I've recently started amusing myself thus:
Given that, as I understand it, their priority is to keep you on the line and NOT hang up on you, I've hit on this to give myself something to do when this happens...
Scum-sucking parasite: Hello am I speaking to Mr. *****? (or other innocuous opening)
SSP: I understand you've been in an accident/entitled to PPI refund/need you to answer just three market research questions...
Me: What are you wearing?
... (the sharp ones hang up at this point)
SSP: What do you mean?
Me: (as creepily as possible) What sort of clothes do you have on?
... (most hang up by now, but so far just one hardy soul has ploughed on, off script and confused...)
SSP: Why do you want to know what I'm wearing?
Me: (Honestly surprised I've got this far and deciding OK, you asked...) "How am I supposed to masturbate to the sound of your voice if I can't picture you in my mind?"
... The invective I was subjected to before they hung up was in such heavily accented English (or possibly not in English) that I can't, unfortunately, report its contents.

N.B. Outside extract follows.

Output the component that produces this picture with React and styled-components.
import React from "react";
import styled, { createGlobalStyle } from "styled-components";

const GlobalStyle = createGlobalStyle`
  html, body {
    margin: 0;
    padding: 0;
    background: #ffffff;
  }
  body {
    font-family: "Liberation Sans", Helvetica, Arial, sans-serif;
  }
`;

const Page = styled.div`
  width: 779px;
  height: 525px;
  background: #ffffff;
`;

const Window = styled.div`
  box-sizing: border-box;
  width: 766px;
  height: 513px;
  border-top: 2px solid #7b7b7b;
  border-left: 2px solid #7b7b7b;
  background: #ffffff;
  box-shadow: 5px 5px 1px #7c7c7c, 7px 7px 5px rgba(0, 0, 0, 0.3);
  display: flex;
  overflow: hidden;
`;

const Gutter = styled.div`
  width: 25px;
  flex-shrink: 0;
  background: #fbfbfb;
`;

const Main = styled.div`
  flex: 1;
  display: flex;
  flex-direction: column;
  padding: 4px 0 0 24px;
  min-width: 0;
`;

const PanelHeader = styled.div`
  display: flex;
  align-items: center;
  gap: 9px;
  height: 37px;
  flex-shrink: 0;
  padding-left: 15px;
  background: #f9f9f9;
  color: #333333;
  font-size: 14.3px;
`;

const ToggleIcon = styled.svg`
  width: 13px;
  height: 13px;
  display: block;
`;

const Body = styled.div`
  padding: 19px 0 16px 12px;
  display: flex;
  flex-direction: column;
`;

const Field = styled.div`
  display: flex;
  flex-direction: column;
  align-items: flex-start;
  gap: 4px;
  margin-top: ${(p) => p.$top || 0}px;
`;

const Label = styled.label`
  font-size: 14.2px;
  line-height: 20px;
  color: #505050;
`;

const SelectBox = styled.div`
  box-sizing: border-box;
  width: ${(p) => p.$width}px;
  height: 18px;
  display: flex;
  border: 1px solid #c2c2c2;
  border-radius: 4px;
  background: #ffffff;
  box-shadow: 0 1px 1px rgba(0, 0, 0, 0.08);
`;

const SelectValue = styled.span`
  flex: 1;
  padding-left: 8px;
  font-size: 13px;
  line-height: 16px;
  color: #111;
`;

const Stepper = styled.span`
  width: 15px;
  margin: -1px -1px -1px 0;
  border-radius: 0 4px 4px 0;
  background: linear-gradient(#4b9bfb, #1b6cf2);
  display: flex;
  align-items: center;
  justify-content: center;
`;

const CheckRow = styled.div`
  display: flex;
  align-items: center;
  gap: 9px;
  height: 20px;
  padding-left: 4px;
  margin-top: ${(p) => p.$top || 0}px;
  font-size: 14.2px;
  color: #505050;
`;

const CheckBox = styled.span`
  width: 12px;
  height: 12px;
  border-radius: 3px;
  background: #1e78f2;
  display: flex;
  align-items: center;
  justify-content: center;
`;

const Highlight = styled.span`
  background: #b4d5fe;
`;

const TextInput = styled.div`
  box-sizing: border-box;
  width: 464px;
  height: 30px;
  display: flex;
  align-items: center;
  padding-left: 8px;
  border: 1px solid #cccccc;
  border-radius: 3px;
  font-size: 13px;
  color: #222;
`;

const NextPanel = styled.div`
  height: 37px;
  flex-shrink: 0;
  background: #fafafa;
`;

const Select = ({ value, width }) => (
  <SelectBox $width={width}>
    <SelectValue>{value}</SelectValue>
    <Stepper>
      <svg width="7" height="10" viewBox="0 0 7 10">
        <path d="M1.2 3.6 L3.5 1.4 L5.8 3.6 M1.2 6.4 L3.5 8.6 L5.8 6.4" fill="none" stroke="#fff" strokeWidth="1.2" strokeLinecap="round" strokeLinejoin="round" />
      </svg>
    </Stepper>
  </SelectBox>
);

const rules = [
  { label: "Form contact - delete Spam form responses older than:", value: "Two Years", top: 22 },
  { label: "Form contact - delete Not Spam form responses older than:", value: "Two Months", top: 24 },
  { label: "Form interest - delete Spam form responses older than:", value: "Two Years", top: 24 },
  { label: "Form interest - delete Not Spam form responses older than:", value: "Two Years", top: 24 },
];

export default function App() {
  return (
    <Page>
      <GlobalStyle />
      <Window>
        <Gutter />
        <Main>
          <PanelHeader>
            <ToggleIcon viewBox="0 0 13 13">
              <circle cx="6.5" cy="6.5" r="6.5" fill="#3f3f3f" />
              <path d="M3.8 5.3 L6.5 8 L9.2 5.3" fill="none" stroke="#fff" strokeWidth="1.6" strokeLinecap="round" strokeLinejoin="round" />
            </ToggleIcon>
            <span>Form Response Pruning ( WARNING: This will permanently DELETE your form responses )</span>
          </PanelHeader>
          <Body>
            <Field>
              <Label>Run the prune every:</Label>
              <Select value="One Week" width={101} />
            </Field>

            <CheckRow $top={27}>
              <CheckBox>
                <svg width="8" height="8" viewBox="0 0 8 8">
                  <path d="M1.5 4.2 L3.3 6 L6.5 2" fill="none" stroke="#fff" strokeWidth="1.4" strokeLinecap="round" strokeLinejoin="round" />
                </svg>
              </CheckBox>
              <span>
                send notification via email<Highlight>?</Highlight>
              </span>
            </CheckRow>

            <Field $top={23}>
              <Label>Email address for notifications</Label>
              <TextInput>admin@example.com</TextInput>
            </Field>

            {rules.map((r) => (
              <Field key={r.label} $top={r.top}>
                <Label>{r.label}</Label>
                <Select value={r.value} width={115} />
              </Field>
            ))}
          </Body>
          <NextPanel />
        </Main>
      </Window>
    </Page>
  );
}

I honestly don't know what I would have done next, if they had, for instance, actually described their clothing.
Either way, it's given me a chuckle several times so far. I recommend it.
I can also report that it is AT LEAST as successful when deployed (by me, a man) against men as it is against women. And before anyone suggests this is in any way creepy or harassing-style behaviour, THEY rang ME.
If you're a woman, I'm going to stick my neck out and recommend you don't try this approach.